Thursday, December 08, 2005

Why Relationship Fail 2 – Lack Of Trust

By Sanket ‘been there…done that’ Kambli

Last time I had written a feature on fear of commitments. Continuing on this trend, let us take a look at other reasons for a failed love relationship.
It can be regarded as a fragile element of relationships which needs continual nurturing. Guess what it is
This week we focus on trust, and how its absence can bring down a relationship.
Trust is foundational because it creates a safe environment for intimacy to grow. If your relationship is going to work you need to be able to trust your partner with your past, your present and your future. Trust is supposed to be an intangible concept, meaning its definition is not bound in boundaries of sentences.

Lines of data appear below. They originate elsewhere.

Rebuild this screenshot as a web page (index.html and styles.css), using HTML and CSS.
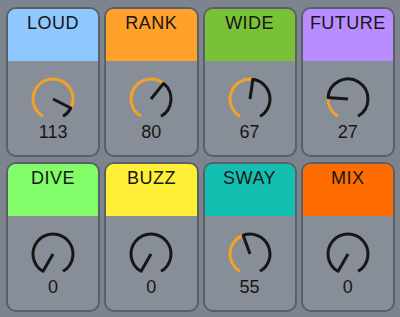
FILE: index.html
```html
<!DOCTYPE html>
<html>
<head>
<meta charset="utf-8">
<link rel="stylesheet" href="styles.css">
</head>
<body>
<div class="grid">
  <div class="card">
    <div class="head loud">LOUD</div>
    <div class="body">
      <svg class="knob" viewBox="0 0 46 46" width="46" height="46">
        <path class="on" d="M13 40.32 A20 20 0 1 1 40.84 32.05"/>
        <path class="off" d="M40.84 32.05 A20 20 0 0 1 33 40.32"/>
        <line class="ptr" x1="23" y1="23" x2="41.73" y2="32.5"/>
      </svg>
      <div class="val">113</div>
    </div>
  </div>
  <div class="card">
    <div class="head rank">RANK</div>
    <div class="body">
      <svg class="knob" viewBox="0 0 46 46" width="46" height="46">
        <path class="on" d="M13 40.32 A20 20 0 1 1 35.58 7.45"/>
        <path class="off" d="M35.58 7.45 A20 20 0 0 1 33 40.32"/>
        <line class="ptr" x1="23" y1="23" x2="36.21" y2="6.67"/>
      </svg>
      <div class="val">80</div>
    </div>
  </div>
  <div class="card">
    <div class="head wide">WIDE</div>
    <div class="body">
      <svg class="knob" viewBox="0 0 46 46" width="46" height="46">
        <path class="on" d="M13 40.32 A20 20 0 0 1 25.88 3.21"/>
        <path class="off" d="M25.88 3.21 A20 20 0 0 1 33 40.32"/>
        <line class="ptr" x1="23" y1="23" x2="26.02" y2="2.22"/>
      </svg>
      <div class="val">67</div>
    </div>
  </div>
  <div class="card">
    <div class="head future">FUTURE</div>
    <div class="body">
      <svg class="knob" viewBox="0 0 46 46" width="46" height="46">
        <path class="on" d="M13 40.32 A20 20 0 0 1 3.04 21.68"/>
        <path class="off" d="M3.04 21.68 A20 20 0 1 1 33 40.32"/>
        <line class="ptr" x1="23" y1="23" x2="2.05" y2="21.62"/>
      </svg>
      <div class="val">27</div>
    </div>
  </div>
  <div class="card">
    <div class="head dive">DIVE</div>
    <div class="body">
      <svg class="knob" viewBox="0 0 46 46" width="46" height="46">
        <path class="off" d="M13 40.32 A20 20 0 1 1 33 40.32"/>
        <line class="ptr" x1="23" y1="23" x2="12.5" y2="41.19"/>
      </svg>
      <div class="val">0</div>
    </div>
  </div>
  <div class="card">
    <div class="head buzz">BUZZ</div>
    <div class="body">
      <svg class="knob" viewBox="0 0 46 46" width="46" height="46">
        <path class="off" d="M13 40.32 A20 20 0 1 1 33 40.32"/>
        <line class="ptr" x1="23" y1="23" x2="12.5" y2="41.19"/>
      </svg>
      <div class="val">0</div>
    </div>
  </div>
  <div class="card">
    <div class="head sway">SWAY</div>
    <div class="body">
      <svg class="knob" viewBox="0 0 46 46" width="46" height="46">
        <path class="on" d="M13 40.32 A20 20 0 0 1 16.13 4.22"/>
        <path class="off" d="M16.13 4.22 A20 20 0 0 1 33 40.32"/>
        <line class="ptr" x1="23" y1="23" x2="15.79" y2="3.28"/>
      </svg>
      <div class="val">55</div>
    </div>
  </div>
  <div class="card">
    <div class="head mix">MIX</div>
    <div class="body">
      <svg class="knob" viewBox="0 0 46 46" width="46" height="46">
        <path class="off" d="M13 40.32 A20 20 0 1 1 33 40.32"/>
        <line class="ptr" x1="23" y1="23" x2="12.5" y2="41.19"/>
      </svg>
      <div class="val">0</div>
    </div>
  </div>
</div>
</body>
</html>
```
FILE: styles.css
```css
html, body {
  margin: 0;
  padding: 0;
}
body {
  background: #7e848d;
  font-family: "Liberation Sans", Arial, sans-serif;
  color: #161616;
}
.grid {
  display: grid;
  grid-template-columns: repeat(4, 1fr);
  grid-template-rows: 150px 150px;
  column-gap: 4px;
  row-gap: 5px;
  padding: 7px 5px 5px 6px;
}
.card {
  border: 2px solid #5a6069;
  border-radius: 10px;
  overflow: hidden;
  background: #888e97;
  display: flex;
  flex-direction: column;
}
.head {
  height: 52px;
  box-sizing: border-box;
  padding-top: 5px;
  text-align: center;
  font-size: 18px;
  line-height: 18px;
  letter-spacing: 0.5px;
  flex: none;
}
.loud { background: #8ec8ff; }
.rank { background: #ffa12b; }
.wide { background: #79c237; }
.future { background: #b98dff; }
.dive { background: #82fc69; }
.buzz { background: #ffef37; }
.sway { background: #13bfb1; }
.mix { background: #ff6d00; }
.body {
  display: flex;
  flex-direction: column;
  align-items: center;
}
.knob {
  display: block;
  margin-top: 15px;
}
.knob path {
  fill: none;
  stroke-width: 3;
}
.knob .on { stroke: #f2a227; }
.knob .off { stroke: #161616; }
.knob .ptr {
  stroke: #161616;
  stroke-width: 3;
}
.val {
  margin-top: 1px;
  font-size: 18px;
  line-height: 18px;
}
```
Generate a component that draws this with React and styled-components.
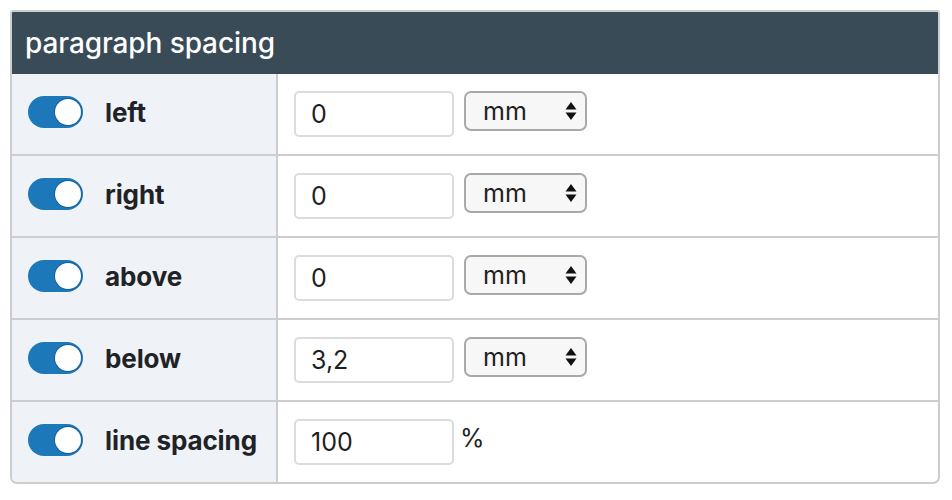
import React, { Component } from 'react'
import styled, { createGlobalStyle } from 'styled-components'

const GlobalStyle = createGlobalStyle`
  html, body {
    margin: 0;
    padding: 0;
    background: #ffffff;
  }

  body {
    font-family: Inter, "Noto Sans", "Liberation Sans", sans-serif;
  }
`;

const Panel = styled.div`
  margin: 10px 0 0 10px;
  width: 930px;
  box-sizing: border-box;
  border: 2px solid #cdcdcd;
  border-radius: 3px 3px 7px 7px;
  overflow: hidden;
`;

const Header = styled.div`
  height: 62px;
  padding: 0 13px;
  display: flex;
  align-items: center;
  background-color: #3a4b58;
  color: #ffffff;
  font-size: 28px;
  font-weight: 500;
  letter-spacing: -0.1px;
`;

const Row = styled.div`
  display: grid;
  grid-template-columns: 266px 1fr;
  height: 82px;
  box-sizing: border-box;
  border-bottom: 2px solid #cdcdcd;

  &:last-child {
    height: 80px;
    border-bottom: none;
  }
`;

const LabelCell = styled.div`
  display: flex;
  align-items: center;
  padding: 0 0 4px 16px;
  background-color: #eff2f7;
  border-right: 2px solid #cdcdcd;
`;

const Toggle = styled.div`
  position: relative;
  width: 55px;
  height: 32px;
  border-radius: 16px;
  background-color: #1d78b9;
  flex-shrink: 0;

  &::after {
    content: '';
    position: absolute;
    top: 3px;
    right: 2px;
    width: 26px;
    height: 26px;
    border-radius: 50%;
    background: #ffffff;
    box-shadow: 0 0 0 1px #16609a;
  }
`;

const Label = styled.span`
  margin-left: 22px;
  font-size: 26px;
  font-weight: 700;
  color: #1f2326;
  letter-spacing: -0.1px;
`;

const ValueCell = styled.div`
  display: flex;
  align-items: flex-start;
  gap: 10px;
  padding: 17px 0 0 16px;
`;

const NumberInput = styled.div`
  width: 160px;
  height: 46px;
  box-sizing: border-box;
  border: 2px solid #dcdcdc;
  border-radius: 5px;
  padding: 0 15px;
  display: flex;
  align-items: center;
  font-size: 25px;
  color: #1f1f1f;
  background: #ffffff;
`;

const UnitSelect = styled.div`
  width: 123px;
  height: 40px;
  box-sizing: border-box;
  border: 2px solid #a9a9a9;
  border-radius: 7px;
  padding: 0 8px 0 17px;
  display: flex;
  align-items: center;
  justify-content: space-between;
  font-size: 25px;
  color: #1f1f1f;
  background: #f7f7f7;
`;

const Suffix = styled.span`
  margin: 4px 0 0 -4px;
  font-size: 25px;
  color: #1f1f1f;
`;

const Arrows = () => (
  <svg width="12" height="20" viewBox="0 0 12 20">
    <path d="M6 1 L11.5 8.5 L0.5 8.5 Z" fill="#111" />
    <path d="M6 19 L11.5 11.5 L0.5 11.5 Z" fill="#111" />
  </svg>
);

const rows = [
  { label: 'left', value: '0', unit: 'mm' },
  { label: 'right', value: '0', unit: 'mm' },
  { label: 'above', value: '0', unit: 'mm' },
  { label: 'below', value: '3,2', unit: 'mm' },
  { label: 'line spacing', value: '100', suffix: '%' },
];

class App extends Component {
  render() {
    return (
      <>
        <GlobalStyle />
        <Panel>
          <Header>paragraph spacing</Header>
          {rows.map(({ label, value, unit, suffix }) => (
            <Row key={label}>
              <LabelCell>
                <Toggle />
                <Label>{label}</Label>
              </LabelCell>
              <ValueCell>
                <NumberInput>{value}</NumberInput>
                {unit && (
                  <UnitSelect>
                    {unit}
                    <Arrows />
                  </UnitSelect>
                )}
                {suffix && <Suffix>{suffix}</Suffix>}
              </ValueCell>
            </Row>
          ))}
        </Panel>
      </>
    );
  }
}

export default App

People often will trust a total stranger before trusting an intimate partner because that total stranger cannot hurt them like they imagine a partner can. Tony Robbins (counselor) tells a great story about how we all trust every single day of our lives while driving our cars. The fact of the matter is--it takes a great deal of trust to drive down a road at 70 kmph with another car coming the other way at 70 kmph and only one white line separating the two of you. The potential for danger is great--you don't know that other person; you don't know if they've been drinking; you don't know if they'll stay on their side of the road. That, my friend, takes a lot of trust. When we trust someone, we are willing to enter into a trusting relationship we are willing to conduct ourselves differently engage in a wider range of actions, and also to be more open to a variety of experiences. To develop and flourish a relationship, trust is an important ingredient. When trust erodes, the relationship deteriorates. The behavior of other person, starts evoking a doubtful response from us, acting like poison, silently killing the relationship. Mistrust has a devastating impact on relationships and on the types and quality of conversations that will occur. One or two instances can raise important and lingering questions, which may remain in the background and have a silent but devastating impact on the quality of the relationship. In spite of being an inherent part of a relationship, it is unfortunately taken for granted. We may only become aware of its importance when we feel trust has been broken.

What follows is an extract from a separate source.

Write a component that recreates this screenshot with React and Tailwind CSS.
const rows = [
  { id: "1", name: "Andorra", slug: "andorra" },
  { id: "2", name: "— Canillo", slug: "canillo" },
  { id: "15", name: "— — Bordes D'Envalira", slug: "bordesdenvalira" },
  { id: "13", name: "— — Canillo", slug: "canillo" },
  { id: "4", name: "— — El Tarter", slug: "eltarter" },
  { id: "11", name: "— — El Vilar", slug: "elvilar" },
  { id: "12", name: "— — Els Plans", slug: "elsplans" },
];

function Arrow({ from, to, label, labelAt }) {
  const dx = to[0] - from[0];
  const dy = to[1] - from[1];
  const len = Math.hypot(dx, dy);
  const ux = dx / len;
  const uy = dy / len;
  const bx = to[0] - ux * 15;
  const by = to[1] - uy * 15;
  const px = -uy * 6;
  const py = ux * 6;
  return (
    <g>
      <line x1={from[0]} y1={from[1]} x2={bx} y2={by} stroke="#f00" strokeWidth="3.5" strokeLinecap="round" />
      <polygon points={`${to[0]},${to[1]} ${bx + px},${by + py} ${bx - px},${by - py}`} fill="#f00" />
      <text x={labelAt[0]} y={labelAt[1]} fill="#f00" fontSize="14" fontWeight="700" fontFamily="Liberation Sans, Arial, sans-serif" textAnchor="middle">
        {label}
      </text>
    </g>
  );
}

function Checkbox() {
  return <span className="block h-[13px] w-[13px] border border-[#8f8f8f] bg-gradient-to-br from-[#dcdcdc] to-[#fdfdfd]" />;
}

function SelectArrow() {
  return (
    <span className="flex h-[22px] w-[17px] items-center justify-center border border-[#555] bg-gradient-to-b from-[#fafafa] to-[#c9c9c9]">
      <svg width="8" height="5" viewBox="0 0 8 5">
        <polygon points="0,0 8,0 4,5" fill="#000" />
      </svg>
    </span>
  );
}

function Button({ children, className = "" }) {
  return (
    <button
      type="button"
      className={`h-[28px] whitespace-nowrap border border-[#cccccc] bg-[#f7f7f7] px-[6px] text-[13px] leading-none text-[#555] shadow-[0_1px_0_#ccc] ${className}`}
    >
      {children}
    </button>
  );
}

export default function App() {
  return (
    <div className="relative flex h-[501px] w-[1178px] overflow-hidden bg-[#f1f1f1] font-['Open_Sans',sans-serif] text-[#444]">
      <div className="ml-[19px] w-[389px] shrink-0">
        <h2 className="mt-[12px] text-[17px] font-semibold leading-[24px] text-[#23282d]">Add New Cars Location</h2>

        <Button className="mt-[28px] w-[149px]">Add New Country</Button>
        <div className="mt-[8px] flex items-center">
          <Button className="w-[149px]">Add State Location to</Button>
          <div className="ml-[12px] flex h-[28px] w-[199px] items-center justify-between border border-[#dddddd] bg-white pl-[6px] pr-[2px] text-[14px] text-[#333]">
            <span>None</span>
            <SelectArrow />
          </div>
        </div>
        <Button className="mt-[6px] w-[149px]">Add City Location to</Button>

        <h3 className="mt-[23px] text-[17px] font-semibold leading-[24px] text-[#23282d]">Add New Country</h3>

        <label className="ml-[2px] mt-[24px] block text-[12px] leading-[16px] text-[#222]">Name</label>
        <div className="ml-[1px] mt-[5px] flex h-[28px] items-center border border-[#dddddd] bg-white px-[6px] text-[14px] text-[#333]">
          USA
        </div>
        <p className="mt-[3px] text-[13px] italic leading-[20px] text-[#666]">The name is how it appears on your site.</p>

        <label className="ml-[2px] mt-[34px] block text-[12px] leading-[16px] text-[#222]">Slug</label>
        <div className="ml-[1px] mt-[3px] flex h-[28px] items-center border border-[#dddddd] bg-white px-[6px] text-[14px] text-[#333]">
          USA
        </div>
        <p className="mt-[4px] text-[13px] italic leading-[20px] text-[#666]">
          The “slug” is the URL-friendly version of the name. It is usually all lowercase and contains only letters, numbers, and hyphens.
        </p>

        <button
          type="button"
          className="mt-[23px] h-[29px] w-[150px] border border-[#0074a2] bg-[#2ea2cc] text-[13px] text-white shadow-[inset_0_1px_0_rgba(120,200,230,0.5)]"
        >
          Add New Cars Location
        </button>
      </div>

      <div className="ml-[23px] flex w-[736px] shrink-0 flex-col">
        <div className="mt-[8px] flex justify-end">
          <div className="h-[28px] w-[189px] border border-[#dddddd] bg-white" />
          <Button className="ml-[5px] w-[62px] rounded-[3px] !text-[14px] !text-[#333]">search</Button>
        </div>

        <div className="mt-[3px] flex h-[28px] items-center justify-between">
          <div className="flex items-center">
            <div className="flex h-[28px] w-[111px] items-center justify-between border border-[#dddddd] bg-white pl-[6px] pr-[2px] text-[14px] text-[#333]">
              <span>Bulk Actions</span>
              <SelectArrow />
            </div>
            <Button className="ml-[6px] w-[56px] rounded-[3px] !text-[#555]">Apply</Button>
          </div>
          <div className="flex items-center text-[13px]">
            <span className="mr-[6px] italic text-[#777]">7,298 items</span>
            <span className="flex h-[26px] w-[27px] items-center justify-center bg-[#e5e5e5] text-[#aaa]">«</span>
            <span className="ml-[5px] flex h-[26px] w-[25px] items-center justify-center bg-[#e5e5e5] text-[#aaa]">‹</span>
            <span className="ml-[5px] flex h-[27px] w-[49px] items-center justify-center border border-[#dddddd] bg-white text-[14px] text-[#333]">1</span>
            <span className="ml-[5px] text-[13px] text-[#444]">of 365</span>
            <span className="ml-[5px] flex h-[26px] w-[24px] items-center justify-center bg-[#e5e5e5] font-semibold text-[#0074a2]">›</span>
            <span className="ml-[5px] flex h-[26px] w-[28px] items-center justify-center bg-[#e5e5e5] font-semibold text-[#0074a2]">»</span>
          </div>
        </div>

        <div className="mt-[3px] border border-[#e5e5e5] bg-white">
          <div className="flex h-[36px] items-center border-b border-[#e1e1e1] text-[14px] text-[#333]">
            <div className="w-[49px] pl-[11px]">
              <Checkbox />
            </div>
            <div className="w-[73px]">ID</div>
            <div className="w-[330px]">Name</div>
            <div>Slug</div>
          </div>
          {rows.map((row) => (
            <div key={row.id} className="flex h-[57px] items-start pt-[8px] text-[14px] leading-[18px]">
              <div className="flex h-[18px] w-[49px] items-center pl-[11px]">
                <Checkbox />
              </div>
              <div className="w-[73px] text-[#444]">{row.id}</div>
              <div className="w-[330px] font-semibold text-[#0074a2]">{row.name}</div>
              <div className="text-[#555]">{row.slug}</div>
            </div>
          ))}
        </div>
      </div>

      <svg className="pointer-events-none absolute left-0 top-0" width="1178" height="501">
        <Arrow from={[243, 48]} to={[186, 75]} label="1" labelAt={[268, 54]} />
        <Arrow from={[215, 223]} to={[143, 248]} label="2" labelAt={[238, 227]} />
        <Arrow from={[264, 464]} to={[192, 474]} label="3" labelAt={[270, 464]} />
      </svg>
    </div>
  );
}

That is why it is said that, "Trust is the glue which holds relationships together"
But what is trust?
Alan Sieler (relationship expert) says, "It can be claimed that trust is simultaneously a bodily sensation, an emotion and a linguistic phenomenon (a judgment or an opinion). It’s a gut feeling that can be the emotional and bodily component of trust.
Generally trust is also associated with sincerity and reliability.
Trust allows you to reveal who you really are.
Trust opens the door to honest communication.
Once you've cleared up your communication, trusting your partner will help you to fight fair when disagreements occur.
Building trust takes time; you need to show your partner that you are trustworthy and that you trust them in return. If your partner has trouble trusting, you can do a lot to create an environment where trust can grow.
As advocated by, Susie and Otto Collins, the secret is constant communication, one moment at a time.
It's about practicing honesty and not hiding, no matter how painful the truth is. Think of two important people in your life who are part of your relationships network. One with which you have a positive relationship, and one which is not so positive. What differences do you find in your assessments of sincerity, reliability and competence for each relationship? What is different for you emotionally and bodily in these assessments? What is different about the quality of the conversations? What conversations and other actions, by both you and the other person, need to occur for trust to be built? What small steps are you willing to begin to take to have these conversations? Lastly, can we rebuild trust? This clearly depends on whether you and the other person are ready and willing to take corrective action. In other words, I may be able to let go of resentment, I may come to understand the other person and forgive him, but if I do not see evidence of his willingness to make changes, it may not be possible for me to trust him again. Clearly, rebuilding trust is a gradual process that can take weeks, months, or even years. If you are the type of person who is constantly running across clues that concern you, sit down alone and consider the nature of your trust. Do you actively believe that your partner is committed to the relationship and looking out for both of your best interests? Do you believe that, if your partner was feeling discontent or unsatisfied, he or she would come to you first? Or, deep down, do you believe your partner is capable of breaking your commitment to one another? If the latter is true, you are simply tolerating the situation and waiting for wrongdoing. This is not trust and that fact needs to be examined.